** BEGIN Data **
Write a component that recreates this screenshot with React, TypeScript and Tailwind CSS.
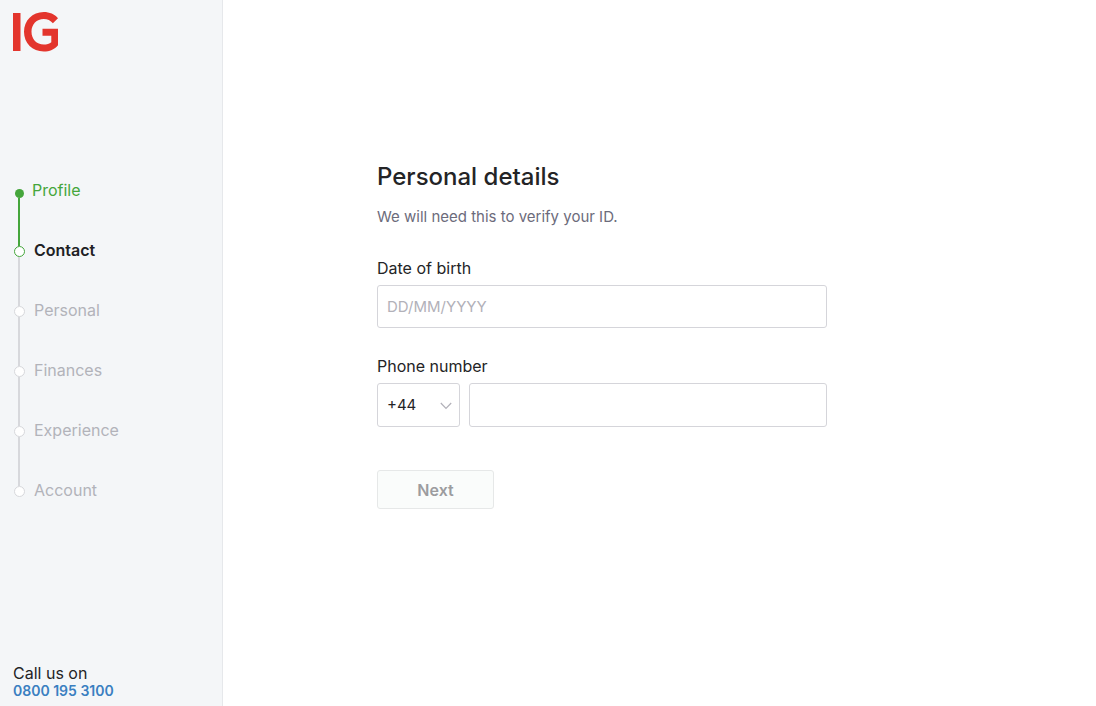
import { useState } from "react";
import { clsx } from "clsx";

type StepState = "done" | "current" | "todo";

const steps: { label: string; state: StepState }[] = [
  { label: "Profile", state: "done" },
  { label: "Contact", state: "current" },
  { label: "Personal", state: "todo" },
  { label: "Finances", state: "todo" },
  { label: "Experience", state: "todo" },
  { label: "Account", state: "todo" },
];

function Logo() {
  return (
    <svg viewBox="0 0 46 40" className="h-10 w-[46px]" role="img" aria-label="IG">
      <rect x="0" y="1" width="7.5" height="38" fill="#e3352d" />
      <path
        d="M45 16.800V33.200C41.600 37.300 36.500 39.500 30.800 39.500C19.400 39.500 11 31.200 11 19.800C11 8.500 19.400 0 30.800 0C36.500 0 41.600 2.200 45 6.300L39.900 11.300C37.500 8.400 34.500 7 30.800 7C23.600 7 18.500 12.400 18.500 19.800C18.500 27.200 23.600 32.500 30.800 32.500C33.800 32.500 36.500 31.700 38.300 30.200V23.700H29.500V16.800Z"
        fill="#e3352d"
      />
    </svg>
  );
}

function Stepper() {
  return (
    <ol className="pl-3.5">
      {steps.map(({ label, state }, i) => (
        <li
          key={label}
          className="flex h-[60px]"
          aria-current={state === "current" ? "step" : undefined}
        >
          {/* Line in, dot, line out */}
          <div className="flex w-[11px] flex-col">
            <span
              className={clsx(
                "ml-1 w-0.5",
                i === 0 ? "h-[9px]" : "h-[6px]",
                i === 1 && "bg-[#45a63c]",
                i > 1 && "bg-[#d7d8dc]"
              )}
            />
            <span
              className={clsx(
                "shrink-0 rounded-full",
                state === "done" && "mx-px size-[9px] bg-[#45a63c]",
                state === "current" && "size-[11px] border border-[#45a63c] bg-white",
                state === "todo" && "size-[11px] border border-[#d7d8dc] bg-white"
              )}
            />
            {i < steps.length - 1 && (
              <span
                className={clsx(
                  "ml-1 w-0.5 flex-1",
                  state === "done" ? "bg-[#45a63c]" : "bg-[#d7d8dc]"
                )}
              />
            )}
          </div>
          <span
            className={clsx(
              "leading-5",
              state === "done" && "pl-[7px] text-[#45a63c]",
              state === "current" && "pl-[9px] font-semibold text-[#202124]",
              state === "todo" && "pl-[9px] text-[#b2b3ba]"
            )}
          >
            {label}
          </span>
        </li>
      ))}
    </ol>
  );
}

const field =
  "rounded-[3px] border border-[#d5d5da] bg-white text-[15px] outline-none focus:border-[#8e8e99]";

export default function App() {
  const [dob, setDob] = useState("");
  const [code, setCode] = useState("+44");
  const [phone, setPhone] = useState("");

  return (
    <div className="flex min-h-screen bg-white font-['Inter',sans-serif] text-base text-[#242426]">
      <aside className="flex w-[223px] shrink-0 flex-col border-r border-[#e6e8eb] bg-[#f4f6f8]">
        <div className="pt-3 pl-[13px]">
          <Logo />
        </div>
        <nav className="pt-32" aria-label="Progress">
          <Stepper />
        </nav>
        <div className="mt-auto pb-1.5 pl-[13px]">
          <p className="leading-[18px]">Call us on</p>
          <a href="tel:08001953100" className="block text-sm leading-[18px] font-semibold text-[#3a7fc1]">
            0800 195 3100
          </a>
        </div>
      </aside>

      <main className="flex-1 pt-[161px] pr-6 pl-[154px]">
        <form className="max-w-[450px]" onSubmit={(e) => e.preventDefault()}>
          <h1 className="text-2xl leading-8 font-medium">Personal details</h1>
          <p className="mt-3 text-[15px] leading-6 text-[#6c6b7b]">
            We will need this to verify your ID.
          </p>

          <label htmlFor="dob" className="mt-[27px] block leading-6">
            Date of birth
          </label>
          <input
            id="dob"
            type="text"
            value={dob}
            onChange={(e) => setDob(e.target.value)}
            placeholder="DD/MM/YYYY"
            className={clsx(field, "mt-[5px] block h-[43px] w-full px-[9px] placeholder:text-[#b2b1b9]")}
          />

          <label htmlFor="phone" className="mt-[26px] block leading-6">
            Phone number
          </label>
          <div className="mt-[5px] flex gap-[9px]">
            <div className="relative">
              <select
                aria-label="Country code"
                value={code}
                onChange={(e) => setCode(e.target.value)}
                className={clsx(field, "h-11 w-[83px] appearance-none pr-7 pl-[9px]")}
              >
                <option>+44</option>
                <option>+353</option>
              </select>
              <svg
                viewBox="0 0 12 8"
                className="pointer-events-none absolute top-[19px] right-2 h-2 w-3"
                fill="none"
                stroke="#b2b1b9"
                strokeWidth="1.2"
              >
                <path d="M0.800 1L6 6.500L11.200 1" />
              </svg>
            </div>
            <input
              id="phone"
              type="tel"
              value={phone}
              onChange={(e) => setPhone(e.target.value)}
              className={clsx(field, "h-11 min-w-0 flex-1 px-[9px]")}
            />
          </div>

          <button
            type="submit"
            disabled={!dob || !phone}
            className="mt-[43px] h-[39px] w-[117px] rounded-[3px] border border-[#e6e8e8] bg-[#fafcfb] font-semibold text-[#9c9c9f]"
          >
            Next
          </button>
        </form>
      </main>
    </div>
  );
}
** END Data **
Objective ▸ Output each line exactly; omit every picture.

The output ▸
Write a component that recreates this screenshot with React, TypeScript and Tailwind CSS.
import { useState } from "react";
import { clsx } from "clsx";

type StepState = "done" | "current" | "todo";

const steps: { label: string; state: StepState }[] = [
  { label: "Profile", state: "done" },
  { label: "Contact", state: "current" },
  { label: "Personal", state: "todo" },
  { label: "Finances", state: "todo" },
  { label: "Experience", state: "todo" },
  { label: "Account", state: "todo" },
];

function Logo() {
  return (
    <svg viewBox="0 0 46 40" className="h-10 w-[46px]" role="img" aria-label="IG">
      <rect x="0" y="1" width="7.5" height="38" fill="#e3352d" />
      <path
        d="M45 16.800V33.200C41.600 37.300 36.500 39.500 30.800 39.500C19.400 39.500 11 31.200 11 19.800C11 8.500 19.400 0 30.800 0C36.500 0 41.600 2.200 45 6.300L39.900 11.300C37.500 8.400 34.500 7 30.800 7C23.600 7 18.500 12.400 18.500 19.800C18.500 27.200 23.600 32.500 30.800 32.500C33.800 32.500 36.500 31.700 38.300 30.200V23.700H29.500V16.800Z"
        fill="#e3352d"
      />
    </svg>
  );
}

function Stepper() {
  return (
    <ol className="pl-3.5">
      {steps.map(({ label, state }, i) => (
        <li
          key={label}
          className="flex h-[60px]"
          aria-current={state === "current" ? "step" : undefined}
        >
          {/* Line in, dot, line out */}
          <div className="flex w-[11px] flex-col">
            <span
              className={clsx(
                "ml-1 w-0.5",
                i === 0 ? "h-[9px]" : "h-[6px]",
                i === 1 && "bg-[#45a63c]",
                i > 1 && "bg-[#d7d8dc]"
              )}
            />
            <span
              className={clsx(
                "shrink-0 rounded-full",
                state === "done" && "mx-px size-[9px] bg-[#45a63c]",
                state === "current" && "size-[11px] border border-[#45a63c] bg-white",
                state === "todo" && "size-[11px] border border-[#d7d8dc] bg-white"
              )}
            />
            {i < steps.length - 1 && (
              <span
                className={clsx(
                  "ml-1 w-0.5 flex-1",
                  state === "done" ? "bg-[#45a63c]" : "bg-[#d7d8dc]"
                )}
              />
            )}
          </div>
          <span
            className={clsx(
              "leading-5",
              state === "done" && "pl-[7px] text-[#45a63c]",
              state === "current" && "pl-[9px] font-semibold text-[#202124]",
              state === "todo" && "pl-[9px] text-[#b2b3ba]"
            )}
          >
            {label}
          </span>
        </li>
      ))}
    </ol>
  );
}

const field =
  "rounded-[3px] border border-[#d5d5da] bg-white text-[15px] outline-none focus:border-[#8e8e99]";

export default function App() {
  const [dob, setDob] = useState("");
  const [code, setCode] = useState("+44");
  const [phone, setPhone] = useState("");

  return (
    <div className="flex min-h-screen bg-white font-['Inter',sans-serif] text-base text-[#242426]">
      <aside className="flex w-[223px] shrink-0 flex-col border-r border-[#e6e8eb] bg-[#f4f6f8]">
        <div className="pt-3 pl-[13px]">
          <Logo />
        </div>
        <nav className="pt-32" aria-label="Progress">
          <Stepper />
        </nav>
        <div className="mt-auto pb-1.5 pl-[13px]">
          <p className="leading-[18px]">Call us on</p>
          <a href="tel:08001953100" className="block text-sm leading-[18px] font-semibold text-[#3a7fc1]">
            0800 195 3100
          </a>
        </div>
      </aside>

      <main className="flex-1 pt-[161px] pr-6 pl-[154px]">
        <form className="max-w-[450px]" onSubmit={(e) => e.preventDefault()}>
          <h1 className="text-2xl leading-8 font-medium">Personal details</h1>
          <p className="mt-3 text-[15px] leading-6 text-[#6c6b7b]">
            We will need this to verify your ID.
          </p>

          <label htmlFor="dob" className="mt-[27px] block leading-6">
            Date of birth
          </label>
          <input
            id="dob"
            type="text"
            value={dob}
            onChange={(e) => setDob(e.target.value)}
            placeholder="DD/MM/YYYY"
            className={clsx(field, "mt-[5px] block h-[43px] w-full px-[9px] placeholder:text-[#b2b1b9]")}
          />

          <label htmlFor="phone" className="mt-[26px] block leading-6">
            Phone number
          </label>
          <div className="mt-[5px] flex gap-[9px]">
            <div className="relative">
              <select
                aria-label="Country code"
                value={code}
                onChange={(e) => setCode(e.target.value)}
                className={clsx(field, "h-11 w-[83px] appearance-none pr-7 pl-[9px]")}
              >
                <option>+44</option>
                <option>+353</option>
              </select>
              <svg
                viewBox="0 0 12 8"
                className="pointer-events-none absolute top-[19px] right-2 h-2 w-3"
                fill="none"
                stroke="#b2b1b9"
                strokeWidth="1.2"
              >
                <path d="M0.800 1L6 6.500L11.200 1" />
              </svg>
            </div>
            <input
              id="phone"
              type="tel"
              value={phone}
              onChange={(e) => setPhone(e.target.value)}
              className={clsx(field, "h-11 min-w-0 flex-1 px-[9px]")}
            />
          </div>

          <button
            type="submit"
            disabled={!dob || !phone}
            className="mt-[43px] h-[39px] w-[117px] rounded-[3px] border border-[#e6e8e8] bg-[#fafcfb] font-semibold text-[#9c9c9f]"
          >
            Next
          </button>
        </form>
      </main>
    </div>
  );
}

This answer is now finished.